Wer hätte gedacht, dass es in diesem Winter nochmal einen Anlass gäbe, über Schnee zu schreiben? Seit Jahren fällt kaum mehr Schnee, und wenn man seinem Sohn erklärt, man habe Skifahren im Hügelland nördlich Münchens gelernt, dann schaut er einen an, als erzähle man von der Zeit der Pferdekutschen. Ja, früher war es eindeutig so, dass es mehr Schnee gab, der länger liegenblieb. Und nein, früher hieß der Winter auch nicht Schneechaos.

Bedenklich allerdings ist, was jetzt, da Schnee gefallen ist, geschrieben wird. Ein besonders bemerkenswertes Beispiel von Schneeprosa fand sich diese Woche in der Berliner Zeitung, ein Blatt, das einstmals die Washington Post Deutschlands werden sollte und jetzt immerhin als die Frankfurter Rundschau Berlins besser dran ist, als wenn es die Welt Washingtons wäre. Dort also schrieb einer einen Leitartikel über Schnee. (In Berlin gibt es zwar immer viel Hundekacke, aber normalerweise ganz wenig Schnee. In diesem Jahr gibt es beides in der Hauptstadt.)

Der Schnee, hieß es in dem Leiter, "legt eine gedankenvolle Schicht über den Alltag". Man fragt sich, ob die Gedanken in der Schneedecke sich nach Art der Mehlwürmer dann Unter den Linden verbreiten und vielleicht ins Café Einstein kriechen, was nicht schlecht wäre, denn da sitzen viele Menschen, die mehr Gedanken bräuchten, als sie haben. Abgesehen von den Schneewürmergedanken erzählte der Leitartikel noch von Vorratskammern, von der Erderwärmung sowie von Zahnrädern im "Uhrwerk des täglichen Mit- und Gegeneinanders". Karl Kraus, der größte Feind des Leitartikels an und für sich, hätte seine Freude gehabt.
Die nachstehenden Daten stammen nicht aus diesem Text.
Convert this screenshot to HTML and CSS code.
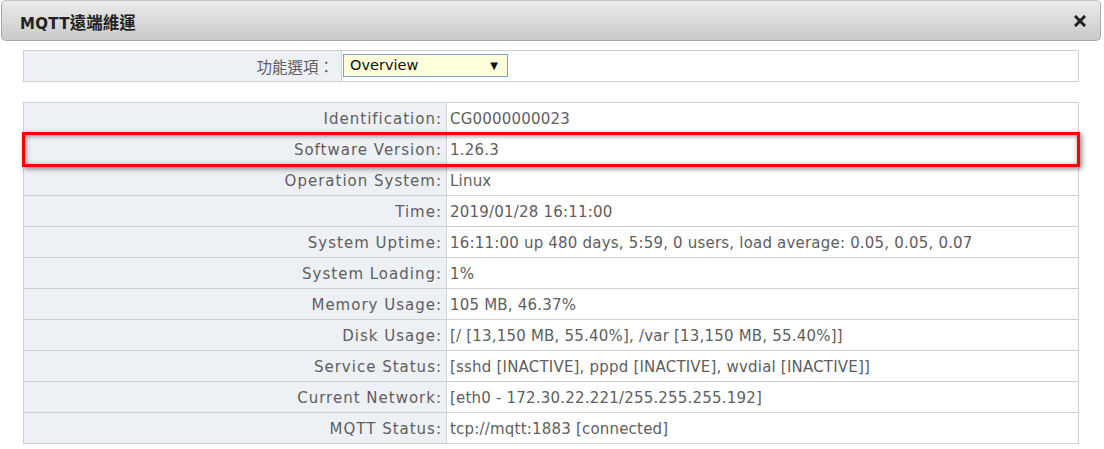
FILE: index.html
```html
<!DOCTYPE html>
<html>
<head>
<meta charset="utf-8">
<link rel="stylesheet" href="styles.css">
</head>
<body>
<div class="dialog">
  <div class="titlebar">
    <span class="title">MQTT<span class="cjk">遠端維運</span></span>
    <svg class="close" width="12" height="12" viewBox="0 0 12 12"><path d="M2 2 L10 10 M10 2 L2 10" stroke="#222" stroke-width="3" stroke-linecap="square"/></svg>
  </div>
  <div class="content">
    <table class="opt">
      <tr>
        <td class="lbl">功能選項：</td>
        <td class="val"><div class="select"><span>Overview</span><span class="arrow">▼</span></div></td>
      </tr>
    </table>
    <div class="infowrap">
      <table class="info">
        <tr><td class="lbl">Identification:</td><td class="val">CG0000000023</td></tr>
        <tr><td class="lbl">Software Version:</td><td class="val">1.26.3</td></tr>
        <tr><td class="lbl">Operation System:</td><td class="val">Linux</td></tr>
        <tr><td class="lbl">Time:</td><td class="val">2019/01/28 16:11:00</td></tr>
        <tr><td class="lbl">System Uptime:</td><td class="val">16:11:00 up 480 days, 5:59, 0 users, load average: 0.05, 0.05, 0.07</td></tr>
        <tr><td class="lbl">System Loading:</td><td class="val">1%</td></tr>
        <tr><td class="lbl">Memory Usage:</td><td class="val">105 MB, 46.37%</td></tr>
        <tr><td class="lbl">Disk Usage:</td><td class="val">[/ [13,150 MB, 55.40%], /var [13,150 MB, 55.40%]]</td></tr>
        <tr><td class="lbl">Service Status:</td><td class="val">[sshd [INACTIVE], pppd [INACTIVE], wvdial [INACTIVE]]</td></tr>
        <tr><td class="lbl">Current Network:</td><td class="val">[eth0 - 172.30.22.221/255.255.255.192]</td></tr>
        <tr><td class="lbl">MQTT Status:</td><td class="val">tcp://mqtt:1883 [connected]</td></tr>
      </table>
      <div class="highlight"></div>
    </div>
  </div>
</div>
</body>
</html>
```

FILE: styles.css
```css
html, body {
  margin: 0;
  padding: 0;
  background: #fff;
}
body {
  font-family: "DejaVu Sans", Verdana, sans-serif;
  font-size: 13px;
  color: #5e5e5e;
}
.dialog {
  width: 1104px;
}
.titlebar {
  margin-left: 1px;
  width: 1098px;
  height: 39px;
  border: 1px solid #a9a9a9;
  border-top-color: #c4c4c4;
  border-radius: 5px;
  background: linear-gradient(#ebebeb, #c9c9c9);
  display: flex;
  align-items: center;
  justify-content: space-between;
}
.title {
  margin-left: 18px;
  font-family: "DejaVu Sans", Verdana, sans-serif;
  font-weight: bold;
  font-size: 15px;
  color: #222;
  padding-top: 2px;
  letter-spacing: 0.3px;
}
.title .cjk {
  font-family: "Noto Sans CJK TC", sans-serif;
  font-size: 16.5px;
  letter-spacing: 0;
}
.close {
  margin-right: 14px;
  margin-top: 1px;
}
.content {
  margin-left: 23px;
  width: 1056px;
  padding-top: 9px;
}
table {
  border-collapse: collapse;
  width: 1056px;
  table-layout: fixed;
}
td {
  border: 1px solid #d0d0d0;
  padding: 0 4px 0 3px;
  box-sizing: border-box;
  white-space: nowrap;
}
td.lbl {
  background: #edf0f5;
  text-align: right;
}
td.val {
  background: #fff;
  text-align: left;
}
.opt td {
  height: 31px;
}
.opt td.lbl {
  width: 318px;
  font-family: "Noto Sans CJK TC", sans-serif;
  font-size: 15.5px;
  padding-right: 7px;
}
.opt td.val {
  padding-left: 1px;
}
.select {
  width: 165px;
  height: 23px;
  box-sizing: border-box;
  border: 1px solid #7b9fd6;
  background: #ffffdc;
  display: flex;
  align-items: center;
  justify-content: space-between;
  padding: 0 9px 1px 6px;
  color: #111;
  font-size: 14.5px;
  margin-top: -1px;
}
.arrow {
  font-size: 10px;
}
.infowrap {
  position: relative;
  margin-top: 20px;
}
.info td {
  height: 31px;
  font-size: 15px;
  padding-top: 2px;
}
.info td.lbl {
  width: 423px;
  letter-spacing: 1px;
  padding-right: 4px;
}
.info td.val {
  letter-spacing: 0.2px;
}
.highlight {
  position: absolute;
  left: -1px;
  top: 30px;
  width: 1058px;
  height: 35px;
  box-sizing: border-box;
  border: 3px solid #ff0000;
  box-shadow: inset 1px 1px 5px rgba(0,0,0,0.45), 2px 2px 5px rgba(0,0,0,0.45);
}
```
Bei Leitartikeln weiß man ja manchmal nicht, ob sich der Autor an der Zeitung oder die Zeitung am Leser rächen will. Und trotzdem ist man dankbar, dass Gott - wer sonst? - den Leitartikel als solchen geschaffen hat. Wahrscheinlich sprach der Herr, als er am siebten Tage von der Schöpfung ausruhte, zu sich selbst: "Eigentlich wäre es gut, wenn jetzt ein scheußliches Geschwurbel aus den Wolken über den Wassern stiege." Am Anfang also war das Wort, es formte sich zum Leitartikel, und die Engel weinten bitterlich.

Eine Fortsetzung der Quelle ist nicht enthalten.